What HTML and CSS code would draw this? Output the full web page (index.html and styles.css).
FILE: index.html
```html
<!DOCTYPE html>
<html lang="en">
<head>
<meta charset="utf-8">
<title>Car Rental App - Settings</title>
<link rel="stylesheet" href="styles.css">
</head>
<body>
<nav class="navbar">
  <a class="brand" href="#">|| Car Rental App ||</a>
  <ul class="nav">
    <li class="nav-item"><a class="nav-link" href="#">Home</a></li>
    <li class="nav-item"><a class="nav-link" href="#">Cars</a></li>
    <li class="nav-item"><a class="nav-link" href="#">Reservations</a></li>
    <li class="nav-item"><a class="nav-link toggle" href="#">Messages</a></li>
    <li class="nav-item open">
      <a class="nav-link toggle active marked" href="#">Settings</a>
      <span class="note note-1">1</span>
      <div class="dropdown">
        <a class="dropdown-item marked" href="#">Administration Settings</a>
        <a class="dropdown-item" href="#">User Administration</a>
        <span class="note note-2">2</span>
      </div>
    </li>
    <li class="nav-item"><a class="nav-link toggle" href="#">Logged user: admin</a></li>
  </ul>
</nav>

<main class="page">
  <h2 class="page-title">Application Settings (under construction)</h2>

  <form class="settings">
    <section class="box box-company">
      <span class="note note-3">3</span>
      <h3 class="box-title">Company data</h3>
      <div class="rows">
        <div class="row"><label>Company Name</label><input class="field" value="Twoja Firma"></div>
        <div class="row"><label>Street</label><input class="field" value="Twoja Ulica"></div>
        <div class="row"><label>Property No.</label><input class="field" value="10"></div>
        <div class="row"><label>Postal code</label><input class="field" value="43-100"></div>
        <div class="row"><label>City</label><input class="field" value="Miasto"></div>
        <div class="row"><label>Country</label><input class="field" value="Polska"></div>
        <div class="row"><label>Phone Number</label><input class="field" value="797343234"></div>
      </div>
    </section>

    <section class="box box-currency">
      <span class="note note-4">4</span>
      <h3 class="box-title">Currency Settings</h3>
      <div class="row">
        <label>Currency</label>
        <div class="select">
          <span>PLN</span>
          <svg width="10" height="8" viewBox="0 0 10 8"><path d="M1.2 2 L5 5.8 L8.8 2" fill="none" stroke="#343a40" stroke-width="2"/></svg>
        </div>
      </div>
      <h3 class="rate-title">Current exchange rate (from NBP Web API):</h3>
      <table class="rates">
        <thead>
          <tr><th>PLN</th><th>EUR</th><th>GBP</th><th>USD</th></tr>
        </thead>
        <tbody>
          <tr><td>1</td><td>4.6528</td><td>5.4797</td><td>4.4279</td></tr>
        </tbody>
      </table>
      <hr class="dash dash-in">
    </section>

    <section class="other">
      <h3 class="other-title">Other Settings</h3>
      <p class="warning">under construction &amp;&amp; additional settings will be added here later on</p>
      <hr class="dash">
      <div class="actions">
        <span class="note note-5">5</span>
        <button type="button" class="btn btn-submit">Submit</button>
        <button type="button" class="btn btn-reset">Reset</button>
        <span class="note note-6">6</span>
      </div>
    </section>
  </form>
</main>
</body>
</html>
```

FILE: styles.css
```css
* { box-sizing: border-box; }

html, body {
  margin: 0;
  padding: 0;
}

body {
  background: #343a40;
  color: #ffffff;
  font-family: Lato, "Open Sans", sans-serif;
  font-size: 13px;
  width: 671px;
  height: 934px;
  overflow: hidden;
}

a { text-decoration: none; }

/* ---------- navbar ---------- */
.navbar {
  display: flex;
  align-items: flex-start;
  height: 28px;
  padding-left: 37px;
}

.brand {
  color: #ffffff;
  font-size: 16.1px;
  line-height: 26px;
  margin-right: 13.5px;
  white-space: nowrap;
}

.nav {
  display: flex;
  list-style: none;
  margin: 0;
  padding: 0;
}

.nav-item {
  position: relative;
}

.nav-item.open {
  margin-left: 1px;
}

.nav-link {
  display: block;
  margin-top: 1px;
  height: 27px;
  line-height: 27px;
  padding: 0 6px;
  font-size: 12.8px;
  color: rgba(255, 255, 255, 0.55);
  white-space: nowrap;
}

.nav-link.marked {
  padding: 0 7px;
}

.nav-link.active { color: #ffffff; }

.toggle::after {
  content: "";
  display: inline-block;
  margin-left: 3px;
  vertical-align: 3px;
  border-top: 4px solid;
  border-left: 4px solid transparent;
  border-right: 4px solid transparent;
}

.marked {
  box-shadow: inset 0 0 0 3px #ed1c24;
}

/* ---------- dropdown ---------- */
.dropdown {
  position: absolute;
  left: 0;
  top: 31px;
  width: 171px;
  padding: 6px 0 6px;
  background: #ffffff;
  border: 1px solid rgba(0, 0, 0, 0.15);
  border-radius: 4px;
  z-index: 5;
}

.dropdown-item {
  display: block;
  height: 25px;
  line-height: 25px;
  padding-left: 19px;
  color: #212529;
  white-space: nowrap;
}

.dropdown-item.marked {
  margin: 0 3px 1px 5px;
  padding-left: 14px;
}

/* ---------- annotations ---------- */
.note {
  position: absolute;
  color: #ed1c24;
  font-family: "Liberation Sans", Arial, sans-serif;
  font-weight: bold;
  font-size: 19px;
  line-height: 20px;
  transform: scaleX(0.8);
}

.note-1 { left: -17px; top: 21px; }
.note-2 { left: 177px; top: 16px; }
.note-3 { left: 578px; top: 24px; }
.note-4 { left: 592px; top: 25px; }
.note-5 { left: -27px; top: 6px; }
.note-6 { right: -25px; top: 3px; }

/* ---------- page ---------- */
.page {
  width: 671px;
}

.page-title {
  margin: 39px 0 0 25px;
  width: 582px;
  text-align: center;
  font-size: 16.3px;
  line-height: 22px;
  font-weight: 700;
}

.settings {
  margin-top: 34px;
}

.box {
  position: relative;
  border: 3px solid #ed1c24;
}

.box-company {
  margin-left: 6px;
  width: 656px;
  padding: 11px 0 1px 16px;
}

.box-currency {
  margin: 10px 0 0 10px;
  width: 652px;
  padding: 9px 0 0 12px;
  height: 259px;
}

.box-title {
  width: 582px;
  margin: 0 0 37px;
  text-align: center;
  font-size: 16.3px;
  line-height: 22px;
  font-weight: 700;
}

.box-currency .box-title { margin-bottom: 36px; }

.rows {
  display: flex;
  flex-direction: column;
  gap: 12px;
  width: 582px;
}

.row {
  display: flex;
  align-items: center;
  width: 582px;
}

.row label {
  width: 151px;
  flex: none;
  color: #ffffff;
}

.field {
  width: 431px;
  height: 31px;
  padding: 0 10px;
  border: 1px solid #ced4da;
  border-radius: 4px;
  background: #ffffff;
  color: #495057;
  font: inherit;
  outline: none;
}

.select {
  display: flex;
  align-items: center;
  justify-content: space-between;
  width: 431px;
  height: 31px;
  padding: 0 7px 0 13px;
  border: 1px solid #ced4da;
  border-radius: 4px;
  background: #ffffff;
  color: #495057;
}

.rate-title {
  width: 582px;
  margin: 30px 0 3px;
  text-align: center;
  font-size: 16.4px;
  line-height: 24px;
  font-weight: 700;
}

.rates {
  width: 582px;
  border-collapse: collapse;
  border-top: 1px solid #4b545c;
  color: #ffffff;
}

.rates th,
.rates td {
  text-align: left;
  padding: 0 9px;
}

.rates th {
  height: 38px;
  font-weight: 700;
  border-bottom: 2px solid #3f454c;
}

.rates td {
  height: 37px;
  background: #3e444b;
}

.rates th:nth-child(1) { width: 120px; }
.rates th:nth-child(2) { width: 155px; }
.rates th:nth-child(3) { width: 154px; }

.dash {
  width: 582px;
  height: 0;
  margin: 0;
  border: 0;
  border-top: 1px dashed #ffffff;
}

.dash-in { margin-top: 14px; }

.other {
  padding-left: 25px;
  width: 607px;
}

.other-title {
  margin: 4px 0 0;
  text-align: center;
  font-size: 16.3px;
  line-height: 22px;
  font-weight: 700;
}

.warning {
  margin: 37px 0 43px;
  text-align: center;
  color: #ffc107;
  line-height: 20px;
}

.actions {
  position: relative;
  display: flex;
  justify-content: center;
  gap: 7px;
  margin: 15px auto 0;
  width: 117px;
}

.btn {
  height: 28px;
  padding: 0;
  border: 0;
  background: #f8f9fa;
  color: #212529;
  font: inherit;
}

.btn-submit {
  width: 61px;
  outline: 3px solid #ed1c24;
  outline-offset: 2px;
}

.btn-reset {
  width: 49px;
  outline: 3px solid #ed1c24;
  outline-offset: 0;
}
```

**TASK DIRECTIONS:** Pull every line containing "styles" from the material above.

**ANSWER FOR THIS EXERCISE:**
What HTML and CSS code would draw this? Output the full web page (index.html and styles.css).
<link rel="stylesheet" href="styles.css">
FILE: styles.css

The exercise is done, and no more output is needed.